**THE DATA**.
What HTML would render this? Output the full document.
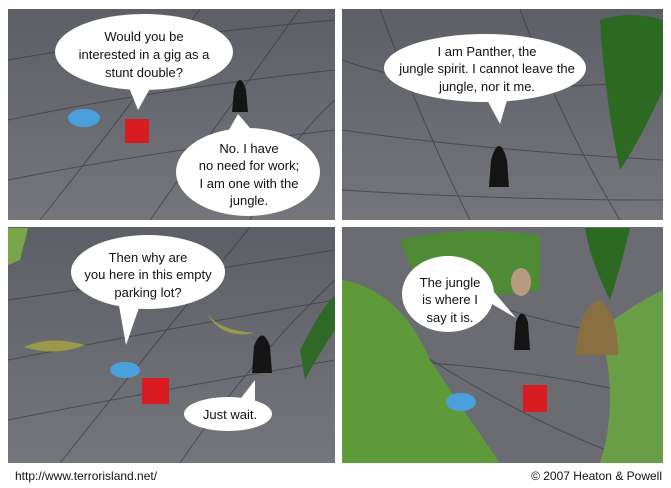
<!DOCTYPE html>
<html><head><meta charset="utf-8"><style>
html,body{margin:0;padding:0;background:#fff;width:671px;height:488px;overflow:hidden}
svg{display:block}
text{font-family:"Liberation Sans",sans-serif;font-size:13px;fill:#111;text-anchor:middle}
</style></head><body>
<svg width="671" height="488" viewBox="0 0 671 488">
<defs>
<linearGradient id="g1" x1="0" y1="0" x2="0" y2="1"><stop offset="0" stop-color="#5d5f66"/><stop offset="1" stop-color="#74767c"/></linearGradient>
<clipPath id="c1"><rect x="8" y="9" width="327" height="211"/></clipPath>
<clipPath id="c2"><rect x="342" y="9" width="321" height="211"/></clipPath>
<clipPath id="c3"><rect x="8" y="227" width="327" height="236"/></clipPath>
<clipPath id="c4"><rect x="342" y="227" width="321" height="236"/></clipPath>
</defs>
<rect x="8" y="9" width="327" height="211" fill="url(#g1)"/>
<rect x="342" y="9" width="321" height="211" fill="url(#g1)"/>
<rect x="8" y="227" width="327" height="236" fill="url(#g1)"/>
<rect x="342" y="227" width="321" height="236" fill="#6a6c72"/>
<g stroke="#3a3b40" stroke-width="1" fill="none" opacity="0.7">
<g clip-path="url(#c1)"><path d="M8 60 Q120 40 335 20 M8 120 Q150 90 335 70 M8 180 Q160 150 335 130 M40 220 Q120 120 200 9 M150 220 Q220 120 300 9 M250 220 Q280 150 335 100"/></g>
<g clip-path="url(#c2)"><path d="M342 60 Q450 100 663 80 M342 130 Q480 150 663 160 M380 9 Q420 120 470 220 M520 9 Q560 120 620 220 M342 190 Q500 200 663 200"/></g>
<g clip-path="url(#c3)"><path d="M8 300 Q150 280 335 250 M8 360 Q160 330 335 300 M8 420 Q160 390 335 360 M60 463 Q150 350 250 227 M180 463 Q250 360 335 280"/></g>
<g clip-path="url(#c4)"><path d="M342 360 Q500 360 663 400 M400 340 Q520 420 640 463 M480 300 Q560 330 663 340"/></g>
</g>
<ellipse cx="84" cy="118" rx="16" ry="9" fill="#4aa0dc"/>
<rect x="125" y="119" width="24" height="24" fill="#d81c22"/>
<path d="M232 112 L248 112 L246 90 Q240 70 234 90 Z" fill="#151515"/>
<path d="M489 187 L509 187 L507 160 Q499 132 491 160 Z" fill="#151515"/>
<path d="M600 20 Q630 10 663 20 L663 90 Q640 140 620 170 Q605 100 600 20 Z" fill="#2c6a22"/>
<path d="M24 347 Q50 335 85 345 Q55 357 24 347 Z" fill="#9a9a4a"/>
<path d="M205 310 Q215 330 255 333 Q220 340 205 310 Z" fill="#9a9a4a"/>
<ellipse cx="125" cy="370" rx="15" ry="8" fill="#4aa0dc"/>
<rect x="142" y="378" width="27" height="26" fill="#d81c22"/>
<path d="M252 373 L272 373 L270 346 Q262 325 254 346 Z" fill="#151515"/>
<path d="M300 350 Q320 310 335 295 L335 330 Q315 360 305 380 Z" fill="#2e6a26"/>
<path d="M8 228 L28 228 L20 260 L8 265 Z" fill="#7aa64a"/>
<path d="M342 280 Q400 290 430 360 Q470 420 500 463 L342 463 Z" fill="#5f9a3a"/>
<path d="M400 240 Q460 225 540 235 L540 290 Q480 300 420 290 Z" fill="#4f8a34"/>
<path d="M600 330 Q640 300 663 290 L663 463 L600 463 Q620 400 600 330 Z" fill="#6a9e46"/>
<path d="M585 228 L630 228 Q620 270 610 300 Q590 260 585 228 Z" fill="#2c6a22"/>
<ellipse cx="521" cy="282" rx="10" ry="14" fill="#b89a80"/>
<path d="M576 355 L618 355 Q618 310 598 300 Q578 310 576 355 Z" fill="#8a7040"/>
<path d="M514 350 L530 350 L528 322 Q522 305 516 322 Z" fill="#151515"/>
<ellipse cx="461" cy="402" rx="15" ry="9" fill="#4aa0dc"/>
<rect x="523" y="385" width="24" height="27" fill="#d81c22"/>
<g fill="#fff">
<ellipse cx="144" cy="52" rx="89" ry="38"/><path d="M128 85 L138 110 L152 85 Z"/>
<ellipse cx="248" cy="172" rx="72" ry="44"/><path d="M226 135 L238 114 L256 135 Z"/>
<ellipse cx="485" cy="68" rx="101" ry="34"/><path d="M486 98 L500 124 L508 97 Z"/>
<ellipse cx="148" cy="272" rx="77" ry="37"/><path d="M118 300 L126 345 L140 305 Z"/>
<ellipse cx="228" cy="414" rx="44" ry="17"/><path d="M238 402 L255 380 L255 405 Z"/>
<ellipse cx="448" cy="294" rx="46" ry="38"/><path d="M485 300 L516 318 L488 285 Z"/>
</g>
<text x="144" y="41">Would you be</text>
<text x="144" y="59">interested in a gig as a</text>
<text x="144" y="77">stunt double?</text>
<text x="249" y="153">No. I have</text>
<text x="249" y="170">no need for work;</text>
<text x="249" y="188">I am one with the</text>
<text x="249" y="205">jungle.</text>
<text x="487" y="56">I am Panther, the</text>
<text x="487" y="73">jungle spirit. I cannot leave the</text>
<text x="487" y="91">jungle, nor it me.</text>
<text x="148" y="262">Then why are</text>
<text x="148" y="279">you here in this empty</text>
<text x="148" y="297">parking lot?</text>
<text x="230" y="419">Just wait.</text>
<text x="450" y="287">The jungle</text>
<text x="450" y="304">is where I</text>
<text x="450" y="322">say it is.</text>
<text x="15" y="480" style="text-anchor:start;font-size:12px">http://www.terrorisland.net/</text>
<text x="662" y="480" style="text-anchor:end;font-size:12px">© 2007 Heaton &amp; Powell</text>
</svg>
</body></html>
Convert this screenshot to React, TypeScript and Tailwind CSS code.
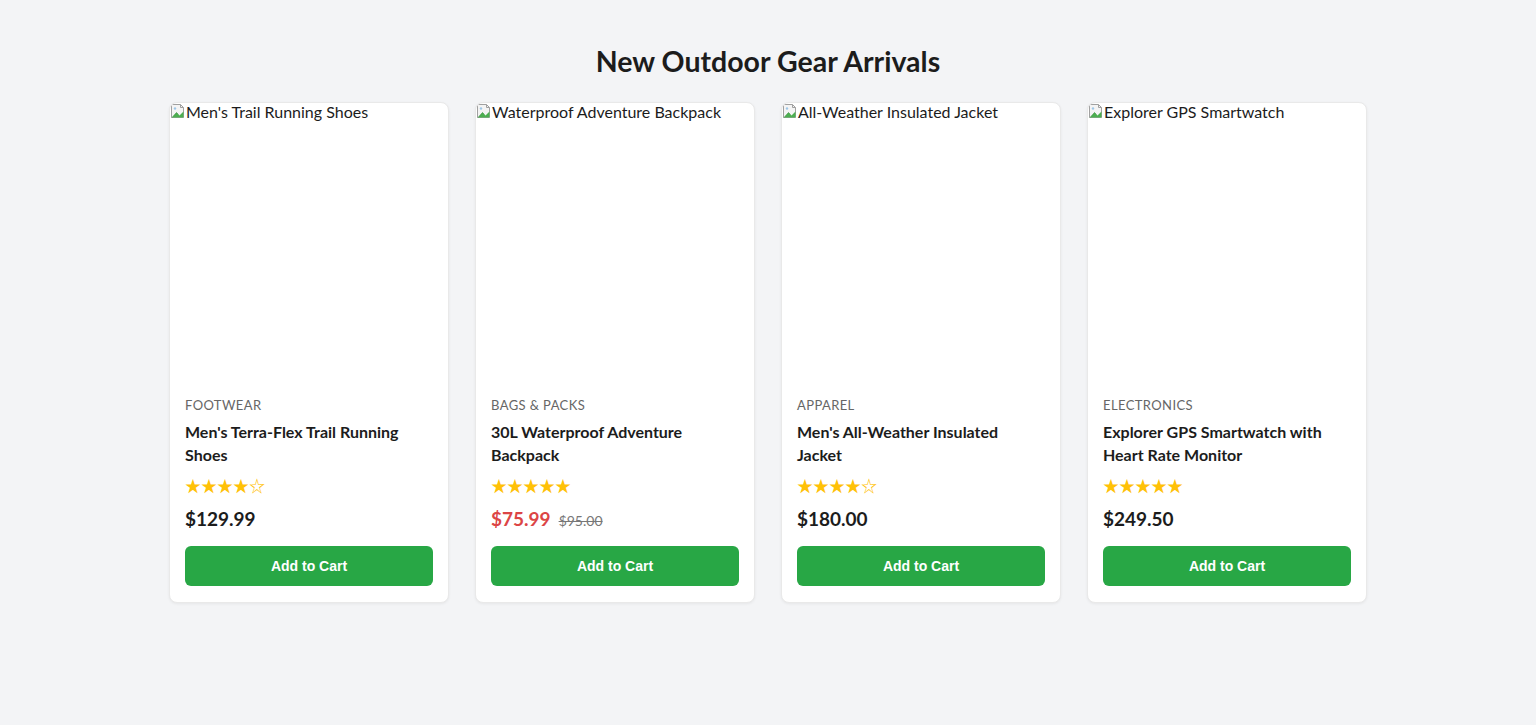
const products = [
  {
    alt: "Men's Trail Running Shoes",
    category: "Footwear",
    name: "Men's Terra-Flex Trail Running Shoes",
    rating: 4,
    price: "$129.99",
  },
  {
    alt: "Waterproof Adventure Backpack",
    category: "Bags & Packs",
    name: "30L Waterproof Adventure Backpack",
    rating: 5,
    price: "$75.99",
    oldPrice: "$95.00",
  },
  {
    alt: "All-Weather Insulated Jacket",
    category: "Apparel",
    name: "Men's All-Weather Insulated Jacket",
    rating: 4,
    price: "$180.00",
  },
  {
    alt: "Explorer GPS Smartwatch",
    category: "Electronics",
    name: "Explorer GPS Smartwatch with Heart Rate Monitor",
    rating: 5,
    price: "$249.50",
  },
];

const BrokenImage = () => (
  <svg width="16" height="16" viewBox="0 0 16 16" className="shrink-0">
    <path d="M1.5 1.5h9l3 3v10h-12z" fill="#f4f4f4" stroke="#a0a0a0" />
    <path d="M10.5 1.5v3h3" fill="none" stroke="#a0a0a0" />
    <path d="M2 14.5l4.5-5 3 3 4-4v6z" fill="#4caf50" />
    <path d="M2 14.5l4.5-5 2 2" fill="none" stroke="#3a8f3e" strokeWidth="0.6" />
    <circle cx="5" cy="5.5" r="1.2" fill="#9ec7e8" />
  </svg>
);

const Stars = ({ rating }: { rating: number }) => (
  <div className="text-[16px] leading-[22px] text-[#ffc107] font-['Noto_Sans_CJK_JP',sans-serif]">
    {"★".repeat(rating)}
    {"☆".repeat(5 - rating)}
  </div>
);

export default function App() {
  return (
    <div className="min-h-screen bg-[#f3f4f6] font-['Lato',sans-serif] text-[#1c1c1c]">
      <div className="pt-[40px] pb-10">
        <h1 className="text-center text-[28.5px] leading-[42px] font-bold">New Outdoor Gear Arrivals</h1>
        <div className="mt-[20px] flex justify-center gap-[26px]">
          {products.map((p) => (
            <div
              key={p.name}
              className="w-[280px] bg-white rounded-[8px] border border-[#e9e9e9] shadow-[0_1px_3px_rgba(0,0,0,0.06)] overflow-hidden flex flex-col"
            >
              <div className="h-[278px] flex items-start text-[16px] leading-[18px] text-[#1c1c1c]">
                <BrokenImage />
                <span>{p.alt}</span>
              </div>
              <div className="px-[15px] pt-[15px] pb-[16px] flex flex-col">
                <div className="text-[13px] leading-[18px] uppercase tracking-[0.4px] text-[#666]">
                  {p.category}
                </div>
                <div className="mt-[6px] text-[16px] leading-[23px] font-bold">{p.name}</div>
                <div className="mt-[8px]">
                  <Stars rating={p.rating} />
                </div>
                <div className="mt-[10px] flex items-baseline gap-[8px]">
                  <span className={`text-[19px] leading-[26px] font-bold ${p.oldPrice ? "text-[#dc4545]" : ""}`}>
                    {p.price}
                  </span>
                  {p.oldPrice && (
                    <span className="text-[14px] line-through text-[#777]">{p.oldPrice}</span>
                  )}
                </div>
                <button className="mt-[14px] h-[40px] w-full rounded-[6px] bg-[#28a745] text-white text-[14px] font-bold font-['Liberation_Sans',Arial,sans-serif]">
                  Add to Cart
                </button>
              </div>
            </div>
          ))}
        </div>
      </div>
    </div>
  );
}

**WHAT YOU HAVE TO DO**. Collect, from the material above, every line containing the word "this".

**EXERCISE ANSWER**.
What HTML would render this? Output the full document.
<text x="148" y="279">you here in this empty</text>
Convert this screenshot to React, TypeScript and Tailwind CSS code.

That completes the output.